* TASK INPUTS
____________
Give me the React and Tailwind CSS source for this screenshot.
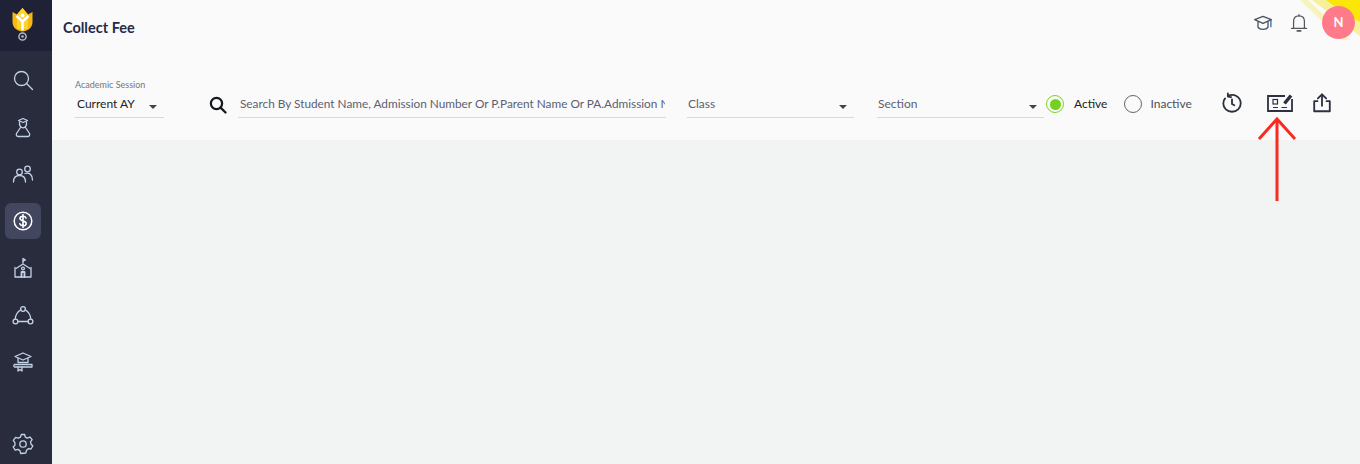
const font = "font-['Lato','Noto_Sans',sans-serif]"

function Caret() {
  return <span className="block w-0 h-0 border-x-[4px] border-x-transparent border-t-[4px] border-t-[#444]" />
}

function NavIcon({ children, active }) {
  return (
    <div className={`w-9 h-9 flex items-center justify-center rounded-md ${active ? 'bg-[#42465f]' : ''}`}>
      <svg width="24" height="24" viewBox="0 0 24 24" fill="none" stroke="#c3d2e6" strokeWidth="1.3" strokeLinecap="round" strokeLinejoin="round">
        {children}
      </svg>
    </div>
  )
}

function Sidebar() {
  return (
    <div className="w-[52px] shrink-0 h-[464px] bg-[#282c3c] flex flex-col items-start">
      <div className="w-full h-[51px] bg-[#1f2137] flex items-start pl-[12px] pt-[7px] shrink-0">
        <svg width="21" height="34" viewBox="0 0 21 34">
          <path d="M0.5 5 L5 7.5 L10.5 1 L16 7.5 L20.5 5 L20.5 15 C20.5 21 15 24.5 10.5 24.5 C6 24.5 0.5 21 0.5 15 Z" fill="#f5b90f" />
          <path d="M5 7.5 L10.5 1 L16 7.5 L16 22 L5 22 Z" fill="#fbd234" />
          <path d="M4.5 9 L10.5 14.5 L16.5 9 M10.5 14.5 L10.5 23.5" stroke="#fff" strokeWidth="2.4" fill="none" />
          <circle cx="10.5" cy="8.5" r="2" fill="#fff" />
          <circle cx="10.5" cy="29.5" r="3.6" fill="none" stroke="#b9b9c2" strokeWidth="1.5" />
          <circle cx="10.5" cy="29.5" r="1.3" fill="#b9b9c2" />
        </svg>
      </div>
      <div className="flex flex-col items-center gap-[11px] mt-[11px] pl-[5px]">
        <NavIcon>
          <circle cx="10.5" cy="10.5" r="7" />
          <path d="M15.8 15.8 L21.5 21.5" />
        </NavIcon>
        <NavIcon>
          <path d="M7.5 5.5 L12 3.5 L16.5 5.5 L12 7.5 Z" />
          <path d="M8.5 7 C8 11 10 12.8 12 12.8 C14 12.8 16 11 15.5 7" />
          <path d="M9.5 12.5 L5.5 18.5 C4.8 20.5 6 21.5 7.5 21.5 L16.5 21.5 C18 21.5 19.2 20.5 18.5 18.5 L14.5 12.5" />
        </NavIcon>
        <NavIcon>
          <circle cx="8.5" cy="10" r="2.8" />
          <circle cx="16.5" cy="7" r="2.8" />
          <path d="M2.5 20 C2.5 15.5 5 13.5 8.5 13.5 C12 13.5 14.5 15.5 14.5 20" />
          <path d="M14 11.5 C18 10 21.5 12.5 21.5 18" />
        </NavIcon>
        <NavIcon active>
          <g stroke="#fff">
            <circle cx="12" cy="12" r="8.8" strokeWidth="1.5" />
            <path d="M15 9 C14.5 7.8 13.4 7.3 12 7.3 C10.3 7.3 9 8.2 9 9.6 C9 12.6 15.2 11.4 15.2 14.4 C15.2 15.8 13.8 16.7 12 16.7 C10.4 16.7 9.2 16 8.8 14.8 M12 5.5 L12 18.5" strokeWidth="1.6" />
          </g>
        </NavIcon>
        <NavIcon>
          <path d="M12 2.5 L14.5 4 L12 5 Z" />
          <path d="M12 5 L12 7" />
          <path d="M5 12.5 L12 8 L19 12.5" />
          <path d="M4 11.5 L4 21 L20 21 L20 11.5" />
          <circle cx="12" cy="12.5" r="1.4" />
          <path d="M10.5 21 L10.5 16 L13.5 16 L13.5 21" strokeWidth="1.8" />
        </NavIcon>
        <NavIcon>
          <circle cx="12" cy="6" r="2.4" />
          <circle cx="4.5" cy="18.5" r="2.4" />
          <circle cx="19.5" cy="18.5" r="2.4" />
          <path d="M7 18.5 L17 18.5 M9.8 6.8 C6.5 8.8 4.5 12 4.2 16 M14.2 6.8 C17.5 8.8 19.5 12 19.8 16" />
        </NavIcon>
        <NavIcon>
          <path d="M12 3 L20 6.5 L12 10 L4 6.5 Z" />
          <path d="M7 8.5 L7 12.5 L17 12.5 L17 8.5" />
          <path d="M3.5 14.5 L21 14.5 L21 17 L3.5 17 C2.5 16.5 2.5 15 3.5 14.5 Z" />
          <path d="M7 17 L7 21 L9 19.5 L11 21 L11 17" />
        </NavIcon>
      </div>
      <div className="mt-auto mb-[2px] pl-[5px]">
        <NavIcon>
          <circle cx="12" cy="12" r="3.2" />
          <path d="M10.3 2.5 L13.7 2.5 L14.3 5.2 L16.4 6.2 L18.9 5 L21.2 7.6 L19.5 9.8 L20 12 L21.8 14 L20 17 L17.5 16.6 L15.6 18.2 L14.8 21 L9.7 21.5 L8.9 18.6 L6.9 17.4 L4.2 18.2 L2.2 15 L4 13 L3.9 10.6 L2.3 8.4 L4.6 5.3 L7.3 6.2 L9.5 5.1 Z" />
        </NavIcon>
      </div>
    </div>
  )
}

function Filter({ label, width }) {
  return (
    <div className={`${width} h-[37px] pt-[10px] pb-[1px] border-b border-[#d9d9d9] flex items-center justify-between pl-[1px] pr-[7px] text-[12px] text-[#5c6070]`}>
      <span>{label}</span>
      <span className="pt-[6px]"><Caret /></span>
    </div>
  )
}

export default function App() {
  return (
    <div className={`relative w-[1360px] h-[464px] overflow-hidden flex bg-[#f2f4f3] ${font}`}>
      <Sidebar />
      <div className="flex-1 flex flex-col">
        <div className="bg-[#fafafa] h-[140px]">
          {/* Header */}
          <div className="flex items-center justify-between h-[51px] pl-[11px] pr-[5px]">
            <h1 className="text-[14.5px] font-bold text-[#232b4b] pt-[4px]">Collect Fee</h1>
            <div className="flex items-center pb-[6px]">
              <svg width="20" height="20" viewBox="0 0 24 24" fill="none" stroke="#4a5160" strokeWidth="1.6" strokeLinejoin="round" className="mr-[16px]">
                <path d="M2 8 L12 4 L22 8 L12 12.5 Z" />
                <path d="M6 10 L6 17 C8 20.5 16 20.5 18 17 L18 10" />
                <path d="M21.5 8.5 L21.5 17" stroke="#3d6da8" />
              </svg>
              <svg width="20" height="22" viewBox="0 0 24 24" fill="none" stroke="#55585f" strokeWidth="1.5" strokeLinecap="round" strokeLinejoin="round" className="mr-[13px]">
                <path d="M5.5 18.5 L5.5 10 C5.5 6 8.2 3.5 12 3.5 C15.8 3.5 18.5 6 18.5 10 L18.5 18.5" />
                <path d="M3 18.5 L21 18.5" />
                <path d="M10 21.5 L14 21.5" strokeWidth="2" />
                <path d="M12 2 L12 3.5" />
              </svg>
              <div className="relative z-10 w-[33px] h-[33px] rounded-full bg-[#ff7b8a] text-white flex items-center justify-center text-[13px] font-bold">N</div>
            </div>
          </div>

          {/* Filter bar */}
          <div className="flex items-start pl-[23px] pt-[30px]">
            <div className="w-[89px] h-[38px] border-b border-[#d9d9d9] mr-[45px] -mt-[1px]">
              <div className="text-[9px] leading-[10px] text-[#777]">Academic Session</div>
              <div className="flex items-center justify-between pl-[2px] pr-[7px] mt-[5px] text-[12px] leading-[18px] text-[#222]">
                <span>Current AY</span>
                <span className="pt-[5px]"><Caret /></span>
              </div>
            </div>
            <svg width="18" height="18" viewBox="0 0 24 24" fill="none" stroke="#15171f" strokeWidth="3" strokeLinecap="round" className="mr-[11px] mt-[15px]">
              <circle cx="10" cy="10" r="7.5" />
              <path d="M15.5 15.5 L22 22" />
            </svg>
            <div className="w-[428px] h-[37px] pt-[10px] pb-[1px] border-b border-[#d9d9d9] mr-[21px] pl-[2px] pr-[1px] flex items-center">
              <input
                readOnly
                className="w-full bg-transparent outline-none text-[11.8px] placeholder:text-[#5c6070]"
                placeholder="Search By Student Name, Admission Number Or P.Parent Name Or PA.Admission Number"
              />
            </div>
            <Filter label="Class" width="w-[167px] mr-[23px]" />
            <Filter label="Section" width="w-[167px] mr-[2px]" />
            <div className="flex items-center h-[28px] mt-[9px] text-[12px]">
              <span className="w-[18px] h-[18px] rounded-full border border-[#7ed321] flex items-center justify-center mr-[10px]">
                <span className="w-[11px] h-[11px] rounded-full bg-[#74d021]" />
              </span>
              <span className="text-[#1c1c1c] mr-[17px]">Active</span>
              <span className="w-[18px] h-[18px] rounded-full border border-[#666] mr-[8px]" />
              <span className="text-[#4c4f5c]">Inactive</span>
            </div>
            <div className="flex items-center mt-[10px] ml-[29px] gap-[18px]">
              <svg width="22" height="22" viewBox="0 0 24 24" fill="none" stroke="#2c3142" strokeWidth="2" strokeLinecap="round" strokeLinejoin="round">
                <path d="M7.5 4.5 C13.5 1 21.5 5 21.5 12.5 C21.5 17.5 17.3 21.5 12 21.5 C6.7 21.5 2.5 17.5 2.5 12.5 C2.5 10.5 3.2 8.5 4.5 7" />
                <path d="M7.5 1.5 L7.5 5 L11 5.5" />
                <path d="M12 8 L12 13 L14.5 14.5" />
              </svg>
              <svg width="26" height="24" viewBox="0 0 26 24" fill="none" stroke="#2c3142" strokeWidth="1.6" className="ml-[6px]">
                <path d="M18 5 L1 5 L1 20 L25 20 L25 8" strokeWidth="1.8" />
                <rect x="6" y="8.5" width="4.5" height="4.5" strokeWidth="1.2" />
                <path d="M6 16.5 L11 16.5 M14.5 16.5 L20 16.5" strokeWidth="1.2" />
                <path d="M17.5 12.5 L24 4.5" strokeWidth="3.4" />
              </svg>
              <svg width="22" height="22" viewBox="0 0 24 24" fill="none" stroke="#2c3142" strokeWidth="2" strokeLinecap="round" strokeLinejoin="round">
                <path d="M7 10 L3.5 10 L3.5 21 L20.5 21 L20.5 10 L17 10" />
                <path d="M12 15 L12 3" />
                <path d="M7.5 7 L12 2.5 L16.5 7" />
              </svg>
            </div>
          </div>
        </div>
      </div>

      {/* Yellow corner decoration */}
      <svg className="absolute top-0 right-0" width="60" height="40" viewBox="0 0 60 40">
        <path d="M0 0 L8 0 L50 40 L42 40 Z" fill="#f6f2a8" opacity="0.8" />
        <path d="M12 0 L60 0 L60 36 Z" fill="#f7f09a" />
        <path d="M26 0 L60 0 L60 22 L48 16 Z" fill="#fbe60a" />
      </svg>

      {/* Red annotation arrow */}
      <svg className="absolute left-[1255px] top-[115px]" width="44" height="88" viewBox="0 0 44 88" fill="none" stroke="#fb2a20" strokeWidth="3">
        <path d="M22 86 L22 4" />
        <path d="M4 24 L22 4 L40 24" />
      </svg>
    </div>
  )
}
____________
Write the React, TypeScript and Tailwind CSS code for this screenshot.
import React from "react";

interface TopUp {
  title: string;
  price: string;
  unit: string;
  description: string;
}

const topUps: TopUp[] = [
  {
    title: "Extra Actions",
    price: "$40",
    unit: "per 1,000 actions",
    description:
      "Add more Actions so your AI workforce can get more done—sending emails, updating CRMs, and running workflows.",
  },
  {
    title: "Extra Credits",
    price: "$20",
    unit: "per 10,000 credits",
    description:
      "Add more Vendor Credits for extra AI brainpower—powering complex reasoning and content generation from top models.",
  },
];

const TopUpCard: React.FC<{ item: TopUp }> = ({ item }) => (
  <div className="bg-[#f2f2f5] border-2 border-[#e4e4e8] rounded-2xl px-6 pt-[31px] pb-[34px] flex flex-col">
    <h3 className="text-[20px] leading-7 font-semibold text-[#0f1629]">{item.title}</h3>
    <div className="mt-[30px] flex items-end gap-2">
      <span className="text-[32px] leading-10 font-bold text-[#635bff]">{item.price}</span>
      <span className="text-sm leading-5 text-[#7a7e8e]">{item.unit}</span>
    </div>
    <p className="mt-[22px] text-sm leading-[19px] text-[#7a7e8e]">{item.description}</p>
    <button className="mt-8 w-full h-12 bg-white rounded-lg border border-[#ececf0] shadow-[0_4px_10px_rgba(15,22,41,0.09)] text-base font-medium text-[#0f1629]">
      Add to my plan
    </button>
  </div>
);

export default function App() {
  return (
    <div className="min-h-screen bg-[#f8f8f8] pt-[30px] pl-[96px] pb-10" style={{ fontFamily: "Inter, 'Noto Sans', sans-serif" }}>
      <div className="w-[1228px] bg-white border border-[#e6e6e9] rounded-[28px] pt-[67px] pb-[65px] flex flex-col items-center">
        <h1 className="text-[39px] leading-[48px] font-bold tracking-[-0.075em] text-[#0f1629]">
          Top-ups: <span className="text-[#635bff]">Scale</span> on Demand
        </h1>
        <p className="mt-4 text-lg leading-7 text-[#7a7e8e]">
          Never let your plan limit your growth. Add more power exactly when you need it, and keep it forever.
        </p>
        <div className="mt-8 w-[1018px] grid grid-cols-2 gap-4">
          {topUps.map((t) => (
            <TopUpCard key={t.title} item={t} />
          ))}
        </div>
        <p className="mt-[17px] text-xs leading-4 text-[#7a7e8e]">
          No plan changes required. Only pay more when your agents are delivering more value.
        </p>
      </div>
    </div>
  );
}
____________
* WHAT TO WORK ON
From the data, collect all lines where the string "this" appears.

* EXERCISE OUTPUT
Give me the React and Tailwind CSS source for this screenshot.
Write the React, TypeScript and Tailwind CSS code for this screenshot.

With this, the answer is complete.